How do you meet cruisers?
It could be helping someone pull their dinghy up a beach or striking up conversation at the laundromat nearest the dinghy dock (those waterproof laundry bags could only belong to another cruiser). It might be paddling by another boat in a SUP and hailing “hello aboard!” or knocking on the hull from a dinghy.
What do you bring when you’re invited to another boat for sundowners?
Unless the boat is schmancy enough employ staff it is de rigueur to arrive with your own supplies. At a minimum, that means you should bring your choice of beverage. Why does this matter to cruisers? We typically carry limited provisions centered around meeting our own needs. It’s a function of space (can’t support a full bar), and budget (can’t afford a full bar), and availability (might be metering the rum because we’ve literally counted the months until a place to resupply and stocked accordingly). We didn’t appreciate behaviors we took for granted until sitting in the cockpit of SV Fortytwo in Langakwi, Malaysia, a few years ago. Invited for sundowners, we showed up with our usual kit – to the amusement of the European crew.
Gift idea: Soda Stream makes bottomless fizzy water. I’ve never been big on carbonated beverages because 1) too sweet 2) packaging. Solved.
Gift idea: homemade bonus! Package a syrup or infusion to make that fizzy water an awesome mixer. Ginger syrup is about as simple as boiling up ginger and sugar in water; voila, ginger ale! Just add rum for a Dark & Stormy.
Because Totem’s crowd is, well, a crowd – we also bring our glasses. Many boats are minimally supplied; and if we show up with five people and four others already aboard are using their glasses well… we may strain the available drinkware supply! This turned into an unexpected discussion (debate?) on better barware for cruisers this morning.
Gift ideas: Boadyard judge opinions were strong! Hydro Flask tumbler is the popular favorite for keeping beverages coldest; Govino for wine if glass scares you and metal doesn’t appeal, although glass must be kept full, because these lightweight glasses might blow away. Wait,is that really a downside?! A another denizen offered that material quality and weighted base mean Strahl’s glasses are better…or less likely to blow off the cockpit coaming.
Apparently we spend a lot of time thinking about this. But remember: most cruisers are also minimalists. If you’re only going to have one set of drinking glasses, you want to love them.
Other cruiser code for sundowners: it’s nice to bring a nibble for sharing. This doesn’t have to be much, but if you bring the same dwindling jar of salted peanuts every time people will talk (singlehanders, you get a bit more leeway). Our choice is usually based on location: here in Mexico, chips and salsa. In Martinique, that saucisson is so good with a little cheese. Far from anywhere? Olives are pantry staples, as are ingredients to mix a dip or spread for crackers (bake your own) or veggies; recipes for those and more ideas in The Boat Galley.

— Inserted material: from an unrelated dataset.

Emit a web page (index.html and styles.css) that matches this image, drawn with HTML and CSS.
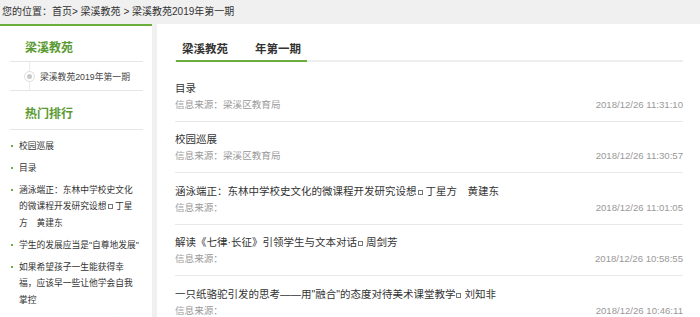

Gift ideas: make something special from one cruiser to another to brighten a sundowner spread. Papaya is common along most of our cruising path and my chutney recipe is really easy. Onions are nearly universal too, ad cooking up a batch of onion jam is even easier. I use a method like this one.
Beverages, glasses, snacks… starting to turn into a bunch of stuff to carry! I love our collapsible Meori carrier. Easy from dingy to boat or beach, stable space to , and folds down to almost nothing when not in use. We take the Meori to boats, to beach barbecues, and this week to the Thanksgiving potluck hosted by the Cabrales Boatyard (who provided mouthwatering carnitas – cooked on the grill by tables where we gathered – with at least half a dozen different salsas to accompany.
The Meori comes in especially handy for potlucks, because you don’t just bring your glasses: come equipped with plates and utensils, too, including any needed to serve your shared dish. Looking for something more compact? If you have the space, a hard cooler turns into a table on the beach. It doesn’t have to be big, just a stable base to balance a board.
All-anchorage gatherings for drinks or bonfire or potluck (whether that’s two boats or twenty) might start with one of those personal interactions or a wider call on the VHF. A beach is the usual venue; it’s nice to have something to sit on; some popular spots have makeshift tables/benches, but more often we have to bring our own. Here in the boatyard we’ve had evening gatherings at a firepit where the chairs were again much nicer than sitting on the (gravel) ground.
Gift idea: collapsible chairs like these make seating more comfortable, and if your deck is big enough, extend seating options on board as well. Look for quality; cheap chairs rust out.
What about hosting? Catamaran owners, all that real estate means you’ll be expected to raise your hand a little more often! Seriously though: when in company with a few familiar boats, hosting gets equitably shared around (or, again, people will talk). But hosting is easy, it’s not much more than welcoming people to your space, seeing as they’re showing up with a bunch of stuff! There are a few gift ideas to up your hosting game:
Gift idea: cruisers almost universally adore solar-powered Luci lights, the collapsible lanterns that cast a gentle light. They’re reasonable, but multiples add up; an lovely gift would be a series of these to string like tiki lights.
Gift idea: a rugged bluetooth speaker like this Voombox (ours has taken a beating and still awesome, 2.5 years in) to bring tunes anywhere you are on the boat; sometimes we’ll chill out on the foredeck in sport-a-seats instead of hanging in the cockpit and aft deck.
We tend to be all about needs vs wants, being mindful of the distinction and keeping our lives free of clutter. Fulfilling the unnecessary desire becomes that much more special when done discretely. But what are holiday gifts for, if not for fun – a chance to break out of the Necessary and into the Indulgent? I hope this has jumpstarted ideas for your favorite sailor!